(SUPPLIED DATA):
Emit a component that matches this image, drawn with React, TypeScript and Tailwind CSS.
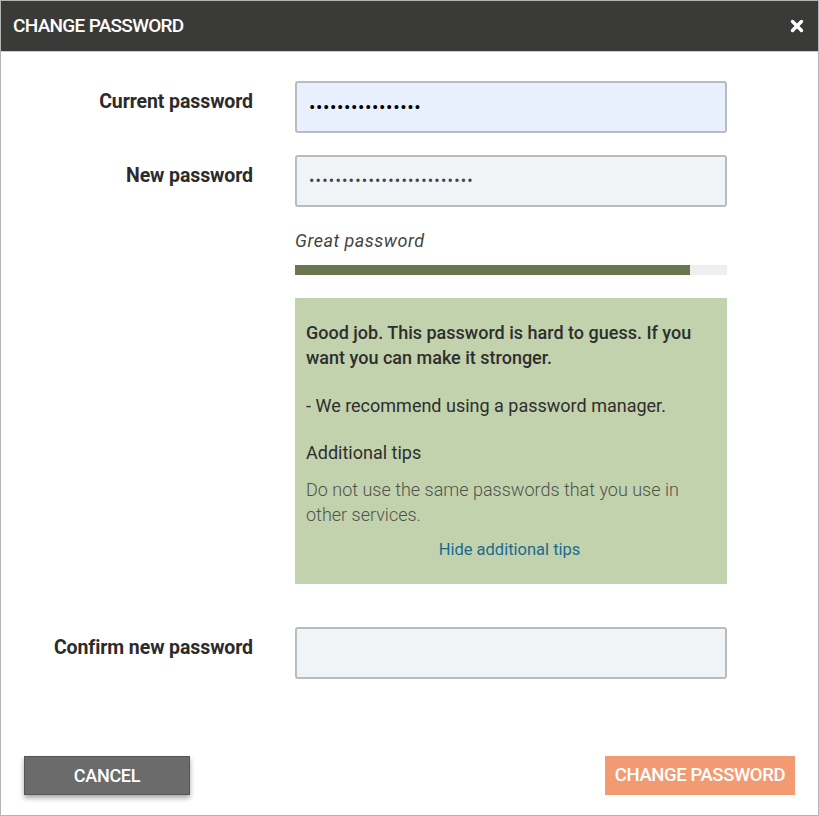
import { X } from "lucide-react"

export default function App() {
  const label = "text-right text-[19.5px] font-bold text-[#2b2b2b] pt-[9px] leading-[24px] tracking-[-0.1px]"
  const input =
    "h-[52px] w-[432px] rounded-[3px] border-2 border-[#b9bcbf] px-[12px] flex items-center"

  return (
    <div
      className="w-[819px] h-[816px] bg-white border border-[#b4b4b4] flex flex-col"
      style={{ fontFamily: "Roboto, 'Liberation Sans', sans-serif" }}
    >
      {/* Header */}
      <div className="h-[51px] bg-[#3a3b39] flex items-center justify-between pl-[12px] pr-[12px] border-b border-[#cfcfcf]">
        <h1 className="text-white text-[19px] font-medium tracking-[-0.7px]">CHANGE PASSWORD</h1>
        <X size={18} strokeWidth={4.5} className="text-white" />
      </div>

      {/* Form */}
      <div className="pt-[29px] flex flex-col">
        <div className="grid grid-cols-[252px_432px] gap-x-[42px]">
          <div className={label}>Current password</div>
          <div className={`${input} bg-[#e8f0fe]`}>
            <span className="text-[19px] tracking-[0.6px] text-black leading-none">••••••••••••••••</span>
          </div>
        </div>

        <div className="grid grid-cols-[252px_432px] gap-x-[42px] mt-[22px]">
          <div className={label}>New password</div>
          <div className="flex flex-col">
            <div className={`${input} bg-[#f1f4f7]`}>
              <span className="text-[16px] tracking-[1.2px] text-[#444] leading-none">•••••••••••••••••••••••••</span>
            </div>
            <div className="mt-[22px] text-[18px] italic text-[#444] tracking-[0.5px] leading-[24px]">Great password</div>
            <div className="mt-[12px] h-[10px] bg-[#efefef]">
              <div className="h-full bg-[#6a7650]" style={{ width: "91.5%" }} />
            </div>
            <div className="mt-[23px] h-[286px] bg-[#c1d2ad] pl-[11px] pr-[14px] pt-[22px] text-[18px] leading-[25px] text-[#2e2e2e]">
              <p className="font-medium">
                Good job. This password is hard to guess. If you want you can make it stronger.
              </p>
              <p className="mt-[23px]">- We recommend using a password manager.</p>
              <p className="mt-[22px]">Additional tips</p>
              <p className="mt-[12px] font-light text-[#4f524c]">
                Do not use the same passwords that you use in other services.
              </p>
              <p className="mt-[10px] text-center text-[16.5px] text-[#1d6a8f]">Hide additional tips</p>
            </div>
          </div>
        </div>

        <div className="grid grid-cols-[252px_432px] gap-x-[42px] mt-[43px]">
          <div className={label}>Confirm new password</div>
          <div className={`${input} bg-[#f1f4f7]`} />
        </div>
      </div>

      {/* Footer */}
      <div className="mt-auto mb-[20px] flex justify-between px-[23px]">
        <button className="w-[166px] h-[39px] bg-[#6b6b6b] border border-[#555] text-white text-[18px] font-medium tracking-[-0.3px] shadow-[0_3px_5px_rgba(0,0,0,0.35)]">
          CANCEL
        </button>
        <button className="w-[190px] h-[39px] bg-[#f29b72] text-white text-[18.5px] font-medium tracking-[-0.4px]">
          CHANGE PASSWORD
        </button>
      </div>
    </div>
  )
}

(WHAT THE TASK REQUIRES): Copy exactly the lines running from the beginning of the listing through the line that has "w-[432px] rounded-[3px] border-2". Drop the pictures.

(SOLVED PROBLEM):
Emit a component that matches this image, drawn with React, TypeScript and Tailwind CSS.
import { X } from "lucide-react"

export default function App() {
  const label = "text-right text-[19.5px] font-bold text-[#2b2b2b] pt-[9px] leading-[24px] tracking-[-0.1px]"
  const input =
    "h-[52px] w-[432px] rounded-[3px] border-2 border-[#b9bcbf] px-[12px] flex items-center"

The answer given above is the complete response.